Hei's assistant, East, who turns out to be a mole planted by Sung in Fuk Wo, discovers Ting's invisible market writings to Lau and also figures Tuen wants to betray Sung. Sung kills Sin-yeung and frames it on Ting, who was knocked out by a taser. Ting sets up to find the hitman who killed Sin-yeung while Lau investigates on Tuen. With the help of a fellow triad, Nasty (Cheung Pak-man), Ting finds the hitman, who flees after a scuffle but bumps into Tuen and Ting convinces him the hitman was the one who killed his fiance. Nasty helps Ting find the hitman, who is ready to flee in the docks and Ting beats and ties up the hitman, who kills Nasty, before calling Tuen and persuades him to investigate who is the mastermind, which he discovers to be Sung.

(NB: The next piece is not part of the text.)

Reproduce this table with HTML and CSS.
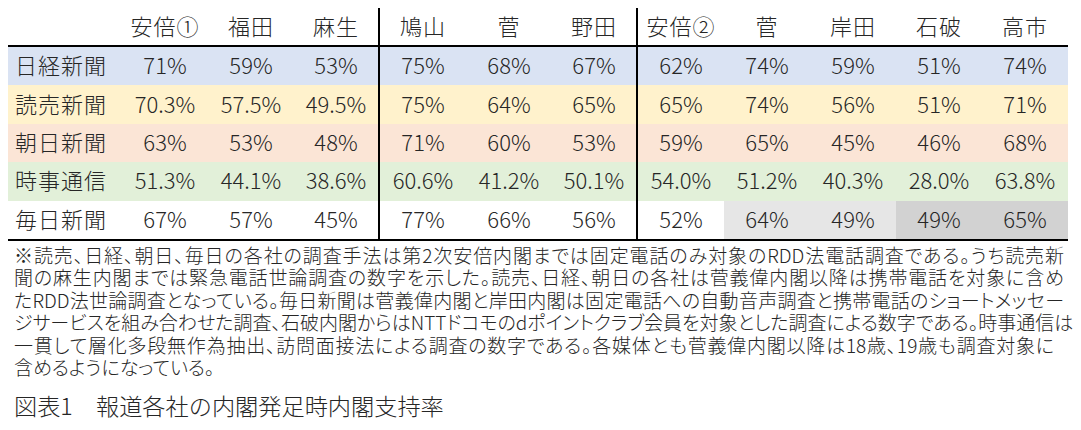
FILE: index.html
```html
<!DOCTYPE html>
<html lang="ja">
<head>
<meta charset="utf-8">
<title>図表1 報道各社の内閣発足時内閣支持率</title>
<link rel="stylesheet" href="styles.css">
</head>
<body>
<div class="tbl">
  <div class="row head">
    <div class="c lbl"></div>
    <div class="c">安倍①</div><div class="c">福田</div><div class="c sep">麻生</div>
    <div class="c">鳩山</div><div class="c">菅</div><div class="c sep">野田</div>
    <div class="c">安倍②</div><div class="c">菅</div><div class="c">岸田</div><div class="c">石破</div><div class="c">高市</div>
  </div>
  <div class="row blue">
    <div class="c lbl">日経新聞</div>
    <div class="c">71%</div><div class="c">59%</div><div class="c sep">53%</div>
    <div class="c">75%</div><div class="c">68%</div><div class="c sep">67%</div>
    <div class="c">62%</div><div class="c">74%</div><div class="c">59%</div><div class="c">51%</div><div class="c">74%</div>
  </div>
  <div class="row yellow">
    <div class="c lbl">読売新聞</div>
    <div class="c">70.3%</div><div class="c">57.5%</div><div class="c sep">49.5%</div>
    <div class="c">75%</div><div class="c">64%</div><div class="c sep">65%</div>
    <div class="c">65%</div><div class="c">74%</div><div class="c">56%</div><div class="c">51%</div><div class="c">71%</div>
  </div>
  <div class="row salmon">
    <div class="c lbl">朝日新聞</div>
    <div class="c">63%</div><div class="c">53%</div><div class="c sep">48%</div>
    <div class="c">71%</div><div class="c">60%</div><div class="c sep">53%</div>
    <div class="c">59%</div><div class="c">65%</div><div class="c">45%</div><div class="c">46%</div><div class="c">68%</div>
  </div>
  <div class="row green">
    <div class="c lbl">時事通信</div>
    <div class="c">51.3%</div><div class="c">44.1%</div><div class="c sep">38.6%</div>
    <div class="c">60.6%</div><div class="c">41.2%</div><div class="c sep">50.1%</div>
    <div class="c">54.0%</div><div class="c">51.2%</div><div class="c">40.3%</div><div class="c">28.0%</div><div class="c">63.8%</div>
  </div>
  <div class="row white">
    <div class="c lbl">毎日新聞</div>
    <div class="c">67%</div><div class="c">57%</div><div class="c sep">45%</div>
    <div class="c">77%</div><div class="c">66%</div><div class="c sep">56%</div>
    <div class="c">52%</div><div class="c g1">64%</div><div class="c g1">49%</div><div class="c g2">49%</div><div class="c g2">65%</div>
  </div>
</div>
<div class="note">
  <span class="ln">※読売、日経、朝日、毎日の各社の調査手法は第2次安倍内閣までは固定電話のみ対象のRDD法電話調査である。うち読売新</span>
  <span class="ln">聞の麻生内閣までは緊急電話世論調査の数字を示した。読売、日経、朝日の各社は菅義偉内閣以降は携帯電話を対象に含め</span>
  <span class="ln">たRDD法世論調査となっている。毎日新聞は菅義偉内閣と岸田内閣は固定電話への自動音声調査と携帯電話のショートメッセー</span>
  <span class="ln">ジサービスを組み合わせた調査、石破内閣からはNTTドコモのdポイントクラブ会員を対象とした調査による数字である。時事通信は</span>
  <span class="ln l5">一貫して層化多段無作為抽出、訪問面接法による調査の数字である。各媒体とも菅義偉内閣以降は18歳、19歳も調査対象に</span>
  <span class="ln last">含めるようになっている。</span>
</div>
<div class="caption">図表1　報道各社の内閣発足時内閣支持率</div>
</body>
</html>
```

FILE: styles.css
```css
body {
  margin: 8px;
  background: #ffffff;
  color: #262626;
  font-family: "Noto Sans CJK JP", "Noto Sans", sans-serif;
  font-weight: 300;
}

.tbl {
  width: 1060px;
  border-bottom: 2px solid #000000;
}

.row {
  display: grid;
  grid-template-columns: 114px repeat(11, 86px);
  height: 38.4px;
}

.head {
  height: 39px;
  border-bottom: 2px solid #000000;
  box-sizing: border-box;
}

.blue { background: #dae3f3; }
.yellow { background: #fff2cc; }
.salmon { background: #fbe5d6; }
.green { background: #e2f0d9; }
.white { background: #ffffff; }

.c {
  display: flex;
  align-items: center;
  justify-content: center;
  box-sizing: border-box;
  padding-bottom: 4px;
  font-size: 22px;
  line-height: 1;
  white-space: nowrap;
}

.head .c {
  letter-spacing: 1px;
}

.lbl {
  justify-content: flex-start;
  padding-left: 7px;
  letter-spacing: 1px;
}

.sep {
  border-right: 2px solid #000000;
}

.g1 { background: #e6e6e6; }
.g2 { background: #d2d2d2; }

.note {
  padding: 3px 0 0 6px;
  font-size: 19px;
  line-height: 22.4px;
  white-space: nowrap;
  font-feature-settings: "palt";
}

.ln {
  display: block;
  width: 1050px;
  text-align: justify;
  text-align-last: justify;
  text-justify: inter-character;
}

.ln.l5 {
  width: 1040px;
}

.ln.last {
  text-align-last: left;
}

.caption {
  margin-top: 12px;
  padding-left: 6px;
  font-size: 23.2px;
  line-height: 30px;
}
```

Tuen later helps Ting expose East to Hei to keep Ting's cover before driving away in a fit of rage to seek revenge on Sung. When Tuen confronts Sung in the docks, the latter kicks Tuen in the water and on the verge to shoot him, but Ting arrives in time to stop Sung and engages the latter in a scuffle. Tuen gets up and picks up his gun and shoots Sung, who also shoots Tuen at the same time, and they are both killed. In the end, Hei, Shawn and Ting's boss, Joss (Kenny Wong) all receive life sentences for charges including murder, manslaughter and drug trafficking, and Ting finally completes his mission while finding Tuen's police identification and throws it in the water.

==Cast==
- Michael Tse as Ting Cheuk-fei (丁卓飛), nicknamed Flying Nail (飛釘), an undercover police officer sent to infiltrate the Fuk Wo (福和) triad gang. Having been undercover for seven years, he grows tired and longs for a normal life.
- Pakho Chau as Tuen Yat-fan (段一凡), chief inspector of the Anti-Triad Unit who is actually a mole planted by Sung to infiltrate the police force. He's been working for Sung since he was a teenager, but his success in his career and love life causes him to want to go straight and be a real policeman.
- Ray Lui as Lau Tin-nam (劉天南), Ting's undercover handler who is a superintendent of the Criminal Intelligence Bureau.
- Oscar Leung as Cheung Sing-kit (張星杰), Big Banana's chief henchmen in charge of beatings and killings.
- Kenneth Chan as Sung Ching-kwong (宋正光), a major drug lord who operates the Tung Lei Trading (東利貿易) company and wants to usurp Fuk Wo.
- Benz Hui as Chan Yau-hei (陳又喜), known as Brother Hei (喜哥), main leader of the Fuk Wo triad gang.
- Ben Ng as Kam Chiu-nin (甘昭年), nicknamed Shawn (大蕉), one of Brother Hei's right hand man who is violet, arrogant, but lacks wits.
- Gan Tingting as Carrie (嘉莉), Ting's confidant and romantic interest who is an owner of a high-class restaurant.
- Shiga Lin as Lam Sin-yeung (林倩揚), an officer of the Anti-Triad Unit's Interior Department and Tuen's fiance.
- Kenny Wong as Leung Cheuk-sang (梁焯生), nicknamed Joss (火牛), one of Brother Hei's right hand man who is calm and wise. He is Ting's boss and sworn brother who greatly trusts Ting.
- Cheung Pak-man as Nasty (口臭), a member of the Fuk Wo triad who is Ting's friend.

==Production==
Production for The Infernal Walker took in Hong Kong in 2019 and wrapped up in early April of the same year, where a celebration banquet was held in Knutsford Terrace, Tsim Sha Tsui.

==Release==
The Infernal Walker was originally set for theatrical release on 30 September 2020, but was later pushed back to 19 November 2020, where it was released in Hong Kong.

==Reception==
===Box office===
The Infernal Walker debuted at No. 4 on its opening weekend in Hong Kong, grossing HK$481,847 during its first four days of release. During its second weekend, the film grossed HK$292,283 and was placed at No. 9, accumulating a total gross of HK$774,130 by then. On its third weekend, the film remained at No. 9 and grossed HK$44,430, having accumulated a total gross of HK$818,560 so far.

Opening in Taiwan on 27 November 2020, the film grossed NT$350,000 during its first three days of release, placing at No. 20 in its debut weekend. On its second weekend, the film grossed NT$260,000, placing at No. 28, and have grossed a total of NT$610,000 so far.

===Critical reception===
Edmund Lee of the South China Morning Post gave the film a score of 2.5/5 stars, praising Michael Tse and Pakho Chau's performances and director Ally Wong in keeping the narrative diverting, but criticizes the choppy editing and underdeveloped characters.